The Church of Jesus Christ of Latter-day Saints, also known as the Mormon Church, has once again launched a series of advertisements intended to improve their image. After finding that many people see the church as “secretive”, “cultish”, or “anti-gay”, or simply don’t know much about Mormonism, several commercials were produced featuring members talking about their life, their experiences, and their faith. At the end of each ad, they conclude: “And I’m a Mormon.”
In terms of their tone and presentation, these ads are positive, accessible and humanizing. They depict Mormons as friendly, everyday people who seem like they’d be really fun to hang out with. Above all, these ads are normalizing, in keeping with the goal of their creators to dispel the perception that Mormons aren’t Christian.
Relatively speaking, the beliefs of Mormonism are no more outrageous than those of the average Christian, and their acceptance is likely hindered only by the religion’s recency. It hasn’t had enough time to permeate society to the point that it’s seen as normal, and unlike faiths rooted in ancient writings, the exact details of its fraudulent origin are easily available to anyone who’s interested. In this respect, Mormonism may always be at a disadvantage. But if their aim was to show that Mormons aren’t substantially different from other Christians, and that they are not strange and awful human beings, this campaign is certainly effective.

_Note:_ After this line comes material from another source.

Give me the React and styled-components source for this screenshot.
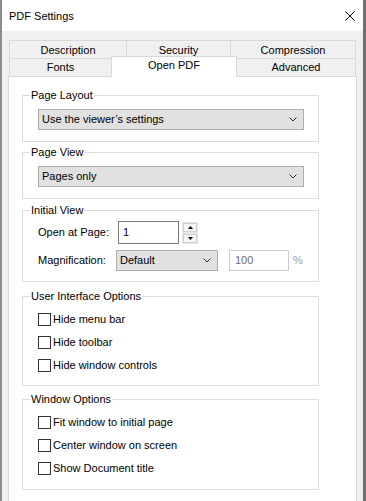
import React from "react";
import styled, { createGlobalStyle } from "styled-components";

const GlobalStyle = createGlobalStyle`
  html, body { margin: 0; padding: 0; }
  body {
    font-family: "Liberation Sans", Arial, sans-serif;
    font-size: 11px;
    color: #000;
    background: #f0f0f0;
  }
  * { box-sizing: border-box; }
`;

const Window = styled.div`
  width: 366px;
  height: 501px;
  overflow: hidden;
  display: flex;
  flex-direction: column;
  background: #f0f0f0;
  border-left: 2px solid #8c8c8c;
  border-right: 3px solid #707070;
`;

const TitleBar = styled.div`
  height: 31px;
  flex-shrink: 0;
  background: #fff;
  display: flex;
  align-items: center;
  justify-content: space-between;
  padding: 1px 8px 0 7px;
`;

const Title = styled.span`
  font-size: 11px;
  line-height: 13px;
`;

const CloseIcon = styled.svg`
  width: 10px;
  height: 10px;
  display: block;
`;

const Body = styled.div`
  padding: 9px 0 0 6px;
  display: flex;
  flex-direction: column;
`;

const TabRow = styled.div`
  display: flex;
  height: 18px;
  margin-left: 1px;
`;

const Tab = styled.div`
  width: ${(p) => p.$w}px;
  height: ${(p) => (p.$active ? 21 : 18)}px;
  margin-top: ${(p) => (p.$active ? -2 : 0)}px;
  margin-left: ${(p) => (p.$first ? 0 : -1)}px;
  border: 1px solid #d9d9d9;
  border-bottom: none;
  background: ${(p) => (p.$active ? "#fff" : "#f0f0f0")};
  position: ${(p) => (p.$active ? "relative" : "static")};
  z-index: ${(p) => (p.$active ? 1 : "auto")};
  display: flex;
  align-items: center;
  justify-content: center;
  line-height: 13px;
  padding-top: ${(p) => (p.$top ? 2 : 0)}px;
  padding-bottom: ${(p) => (p.$active ? 3 : 0)}px;
  flex-shrink: 0;
`;

const Panel = styled.div`
  width: 349px;
  height: 440px;
  flex-shrink: 0;
  border: 1px solid #d9d9d9;
  background: #fff;
  padding: 18px 0 0 13px;
`;

const Group = styled.div`
  position: relative;
  width: 297px;
  border: 1px solid #dcdcdc;
  margin-top: ${(p) => p.$mt || 0}px;
  padding: ${(p) => p.$pad};
  display: flex;
  flex-direction: column;
`;

const Legend = styled.span`
  position: absolute;
  top: -7px;
  left: 7px;
  padding: 0 1px;
  background: #fff;
  line-height: 13px;
`;

const Select = styled.div`
  width: ${(p) => p.$w}px;
  height: 21px;
  border: 1px solid #adadad;
  background: #e1e1e1;
  display: flex;
  align-items: center;
  justify-content: space-between;
  padding: 0 6px 0 3px;
  line-height: 13px;
  flex-shrink: 0;
`;

const Chevron = styled.svg`
  width: 8px;
  height: 5px;
  display: block;
`;

const FieldRow = styled.div`
  display: flex;
  align-items: center;
  height: ${(p) => p.$h}px;
  margin-top: ${(p) => p.$mt || 0}px;
`;

const FieldLabel = styled.span`
  width: ${(p) => p.$w}px;
  flex-shrink: 0;
  line-height: 13px;
`;

const TextInput = styled.div`
  width: ${(p) => p.$w}px;
  height: ${(p) => p.$h}px;
  flex-shrink: 0;
  border: 1px solid ${(p) => (p.$disabled ? "#cccccc" : "#7a7a7a")};
  background: #fff;
  color: ${(p) => (p.$disabled ? "#6d6d6d" : "#000")};
  display: flex;
  align-items: center;
  padding-left: ${(p) => (p.$disabled ? 5 : 4)}px;
  margin-left: ${(p) => p.$ml || 0}px;
  line-height: 13px;
`;

const Spinner = styled.div`
  width: 16px;
  height: 22px;
  margin-left: 3px;
  align-self: flex-end;
  background: #e6e6e6;
  padding: 1px;
  display: flex;
  flex-direction: column;
  gap: 2px;
`;

const SpinButton = styled.div`
  flex: 1;
  background: #f6f6f6;
  border: 1px solid #d0d0d0;
  display: flex;
  align-items: center;
  justify-content: center;
`;

const Arrow = styled.svg`
  width: 5px;
  height: 3px;
  display: block;
`;

const Unit = styled.span`
  margin-left: 4px;
  color: #a0a0a0;
  line-height: 13px;
`;

const CheckRow = styled.label`
  display: flex;
  align-items: center;
  height: 23px;
`;

const Box = styled.span`
  width: 13px;
  height: 13px;
  flex-shrink: 0;
  border: 1px solid #333;
  background: #fff;
  margin-right: 2px;
`;

const CheckText = styled.span`
  line-height: 13px;
`;

const ChevronDown = () => (
  <Chevron viewBox="0 0 8 5">
    <polyline points="0.5,0.5 4,4 7.5,0.5" fill="none" stroke="#333" strokeWidth="1" />
  </Chevron>
);

const Check = ({ children }) => (
  <CheckRow>
    <Box />
    <CheckText>{children}</CheckText>
  </CheckRow>
);

export default function App() {
  return (
    <>
      <GlobalStyle />
      <Window>
        <TitleBar>
          <Title>PDF Settings</Title>
          <CloseIcon viewBox="0 0 10 10">
            <path d="M0.5 0.5 L9.5 9.5 M9.5 0.5 L0.5 9.5" stroke="#000" strokeWidth="1" fill="none" />
          </CloseIcon>
        </TitleBar>
        <Body>
          <TabRow>
            <Tab $w={118} $first $top>Description</Tab>
            <Tab $w={105} $top>Security</Tab>
            <Tab $w={126} $top>Compression</Tab>
          </TabRow>
          <TabRow>
            <Tab $w={103} $first>Fonts</Tab>
            <Tab $w={126} $active>Open PDF</Tab>
            <Tab $w={120}>Advanced</Tab>
          </TabRow>
          <Panel>
            <Group $pad="13px 14px 11px 15px">
              <Legend>Page Layout</Legend>
              <Select $w={266}>
                <span>Use the viewer’s settings</span>
                <ChevronDown />
              </Select>
            </Group>
            <Group $mt={10} $pad="13px 14px 11px 15px">
              <Legend>Page View</Legend>
              <Select $w={266}>
                <span>Pages only</span>
                <ChevronDown />
              </Select>
            </Group>
            <Group $mt={11} $pad="10px 0 10px 15px">
              <Legend>Initial View</Legend>
              <FieldRow $h={23}>
                <FieldLabel $w={80}>Open at Page:</FieldLabel>
                <TextInput $w={61} $h={23}>1</TextInput>
                <Spinner>
                  <SpinButton>
                    <Arrow viewBox="0 0 5 3">
                      <polygon points="2.5,0 5,3 0,3" fill="#000" />
                    </Arrow>
                  </SpinButton>
                  <SpinButton>
                    <Arrow viewBox="0 0 5 3">
                      <polygon points="0,0 5,0 2.5,3" fill="#000" />
                    </Arrow>
                  </SpinButton>
                </Spinner>
              </FieldRow>
              <FieldRow $h={21} $mt={6}>
                <FieldLabel $w={78}>Magnification:</FieldLabel>
                <Select $w={102}>
                  <span>Default</span>
                  <ChevronDown />
                </Select>
                <TextInput $w={60} $h={21} $ml={11} $disabled>100</TextInput>
                <Unit>%</Unit>
              </FieldRow>
            </Group>
            <Group $mt={14} $pad="11px 0 8px 15px">
              <Legend>User Interface Options</Legend>
              <Check>Hide menu bar</Check>
              <Check>Hide toolbar</Check>
              <Check>Hide window controls</Check>
            </Group>
            <Group $mt={13} $pad="11px 0 9px 15px">
              <Legend>Window Options</Legend>
              <Check>Fit window to initial page</Check>
              <Check>Center window on screen</Check>
              <Check>Show Document title</Check>
            </Group>
          </Panel>
        </Body>
      </Window>
    </>
  );
}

What it fails to do is show that the Mormon faith is reasonable, humane, ethical, reality-based, or worth believing in. The tactic of showcasing lots of happy, friendly, normal people may help to induce warm fuzzy feelings, but it does nothing to explain why the shared belief they hold must therefore be acceptable. Their faith may not prevent them from being good people, but all this demonstrates is the capacity for decency to harbor darkness.
It’s entirely possible to find legions of people who are upstanding members of their community – people who care for their families, people we would probably love to be friends with – and who nevertheless believe things that are baffling, idiotic, hateful and hideous. At least one in ten Americans think it’s acceptable to torture suspected terrorists for information, and it’s unlikely that all of them happen to occupy the bottom rung of society. Almost half of Americans believe that humans were created by God within the past 10,000 years. And a third still think that gay relationships should be illegal.

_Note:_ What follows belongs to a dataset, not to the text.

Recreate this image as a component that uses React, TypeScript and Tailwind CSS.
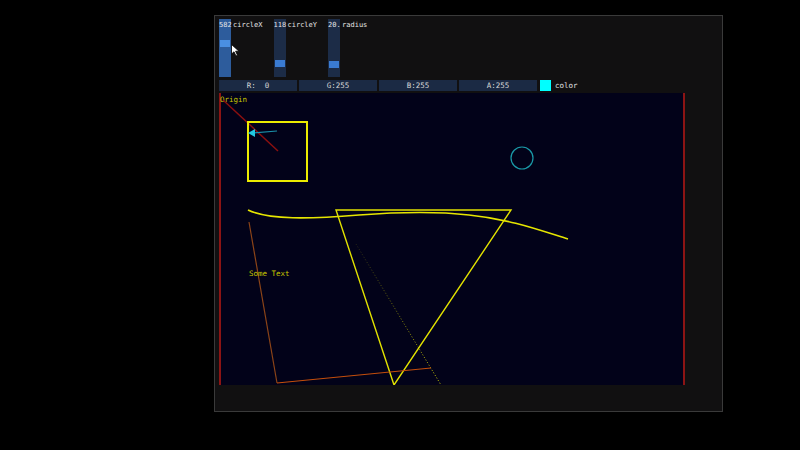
import React from 'react';

const mono = { fontFamily: '"DejaVu Sans Mono", "Liberation Mono", monospace' };

interface SliderProps {
  value: string;
  label: string;
  grabTop: number;
  active?: boolean;
}

const VSlider: React.FC<SliderProps> = ({ value, label, grabTop, active }) => (
  <div className="flex gap-[2px]">
    <div
      className={`relative w-[12px] h-[58px] ${active ? 'bg-[#2d5c9c]' : 'bg-[#1c2c47]'}`}
    >
      <div
        className={`absolute left-[1px] right-[1px] h-[7px] ${active ? 'bg-[#4a8fe2]' : 'bg-[#3a7bd2]'}`}
        style={{ top: grabTop }}
      />
      <span className="absolute left-0 top-[3px] text-[7px] leading-[7px] text-[#e6e6e6] whitespace-nowrap">
        {value}
      </span>
    </div>
    <span className="mt-[3px] text-[7px] leading-[7px] text-[#e6e6e6] whitespace-nowrap">{label}</span>
  </div>
);

const ColorBox: React.FC<{ text: string }> = ({ text }) => (
  <div className="w-[78px] h-[11px] bg-[#1b2a44] flex items-center justify-center text-[7.5px] leading-[8px] text-[#d8d8d8] whitespace-pre">
    {text}
  </div>
);

const Canvas: React.FC = () => (
  <div className="w-[466px] h-[292px] bg-[#020219]">
    <svg width="466" height="292" viewBox="0 0 466 292" className="block">
      <defs>
        <linearGradient id="fade" x1="137" y1="151" x2="222" y2="292" gradientUnits="userSpaceOnUse">
          <stop offset="0" stopColor="#e8e800" stopOpacity="0.15" />
          <stop offset="1" stopColor="#e8e800" stopOpacity="0.9" />
        </linearGradient>
      </defs>
      {/* frame edges */}
      <line x1="1" y1="0" x2="1" y2="292" stroke="#8c1414" strokeWidth="2" />
      <line x1="465" y1="0" x2="465" y2="292" stroke="#8c1414" strokeWidth="2" />

      <text x="1" y="9" fontSize="7.5" fill="#c8c800" style={mono}>Origin</text>
      <line x1="4" y1="7" x2="59" y2="58" stroke="#8a1010" strokeWidth="1.5" />

      {/* rect */}
      <rect x="29" y="29" width="59" height="59" fill="none" stroke="#ecec00" strokeWidth="2" />

      {/* arrow */}
      <line x1="58" y1="38" x2="34" y2="40" stroke="#1a8fa8" strokeWidth="1.2" />
      <polygon points="29,40 36,36 36,44" fill="#22c8e0" />

      {/* circle */}
      <circle cx="303" cy="65" r="11" fill="none" stroke="#1a9aa8" strokeWidth="1.2" />

      {/* bezier */}
      <path
        d="M29,117 C50,127 90,126 140,122 C180,119 215,118 250,122 C290,126 320,137 349,146"
        fill="none"
        stroke="#e6e600"
        strokeWidth="1.6"
      />

      {/* triangle */}
      <polygon points="117,117 292,117 175,292" fill="none" stroke="#e2e200" strokeWidth="1.4" />

      {/* dotted fading line */}
      <line x1="137" y1="151" x2="222" y2="292" stroke="url(#fade)" strokeWidth="1" strokeDasharray="1 2" />

      {/* polyline */}
      <line x1="30" y1="129" x2="58" y2="290" stroke="#8c4418" strokeWidth="1.2" />
      <line x1="58" y1="290" x2="212" y2="275" stroke="#c44e0c" strokeWidth="1.2" />

      <text x="30" y="183" fontSize="7.5" fill="#c8c800" style={mono}>Some Text</text>
    </svg>
  </div>
);

export default function App() {
  return (
    <div className="w-[800px] h-[450px] bg-black overflow-hidden" style={mono}>
      <div className="relative ml-[214px] mt-[15px] w-[509px] h-[397px] bg-[#111011] border border-[#3a3a3a] pl-[4px] pt-[3px] flex flex-col">
        <div className="flex gap-[11px]">
          <VSlider value="582" label="circleX" grabTop={21} active />
          <VSlider value="118" label="circleY" grabTop={41} />
          <VSlider value="20." label="radius" grabTop={42} />
        </div>

        <div className="flex items-center gap-[2px] mt-[3px]">
          <ColorBox text="R:  0" />
          <ColorBox text="G:255" />
          <ColorBox text="B:255" />
          <ColorBox text="A:255" />
          <div className="w-[11px] h-[11px] bg-[#00ffff] ml-[1px]" />
          <span className="ml-[2px] text-[7.5px] leading-[8px] text-[#e0e0e0]">color</span>
        </div>

        <div className="mt-[2px]">
          <Canvas />
        </div>

        {/* mouse cursor */}
        <svg
          className="absolute left-[16px] top-[28px]"
          width="9"
          height="13"
          viewBox="0 0 9 13"
        >
          <path d="M0.5,0.5 L0.5,10 L3,7.8 L5,12 L6.5,11.3 L4.6,7.2 L8,7.2 Z" fill="#ffffff" stroke="#000000" strokeWidth="0.8" />
        </svg>
      </div>
    </div>
  );
}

Do these beliefs become any more sensible, respectable, or well-supported simply by virtue of being endorsed by nice people? This strategy is essentially the inverse of a personal attack. Rather than criticizing a certain claim by impugning the character of the claimant, it instead highlights their normalcy in order to portray their beliefs as equally inoffensive. This is not a sound argument. Nice bigotry is still bigotry. Nice idiocy is still idiocy. And nice blind faith is still blind faith. It probably wouldn’t be too hard to find a number of good, congenial citizens of Saudi Arabia who think it’s appropriate to whip rape victims repeatedly for being alone with an unrelated man. But if they were to appear in a commercial and tell us their life stories before reiterating their support for such barbarity, this would rightly be seen as nightmarish bordering on comical. So why is this rhetorical sleight of hand any more persuasive when it comes to Mormonism?
Its adherents may be wonderful people, but here’s what their choice of religion reveals about them: It tells me they decided to join a church that did not accept black people as fully equal members until 1978. It tells me they follow a faith that views gay people as sinful and tirelessly works to keep them from having the legal right to marry. It tells me they regard such a church as possessing moral authority. And it tells me their beliefs are not at all affected by the overwhelming evidence that the claims of their scriptures are false, and their religion began as no more than a hoax.
Mormons might want to show us that they’re just average people, but being an average person doesn’t mean you won’t believe in preposterous, hateful and ignorant propositions. From your friendly neighbor who thinks we should nuke the Middle East, to your elderly grandmother who bakes cookies and is also a tremendous racist, evil can cloak itself in the kindest of souls. They are our family, our friends, our co-workers, our lovers. They are Mormons, Catholics, Muslims, and atheists. But I’m not going to pretend that their positive qualities can make their beliefs any less wrong. I’m not willing to accept politeness as an excuse for being a bigot. And I am not a Mormon.
4 thoughts on “You're a Mormon. And?”
I couldn’t have said it better myself. Having spent 38 years deeply imbedded and trapped in the culture of that religion, I can vouch for the entire premise that there is a huge capacity for their decency to harbor darkness. And hidden under the vainer of this media campaign is a culture of obedience with strict adherence to its authoritarian framework and leaders. In essence, while not a cult in the traditional sense, they do imbue a cult like atmosphere in the culture.
Brilliantly written! You’ve put into words what I’ve been thinking for a long time whenever someone says, “But their religious makes them happy, so it’s not bad,” or, “They’re a nice person! Who cares if they’re Christian?”
Fantastic. I agree wholeheartedly.
Late to the party, but don’t forget the church’s longstanding problem of anti-Semitism.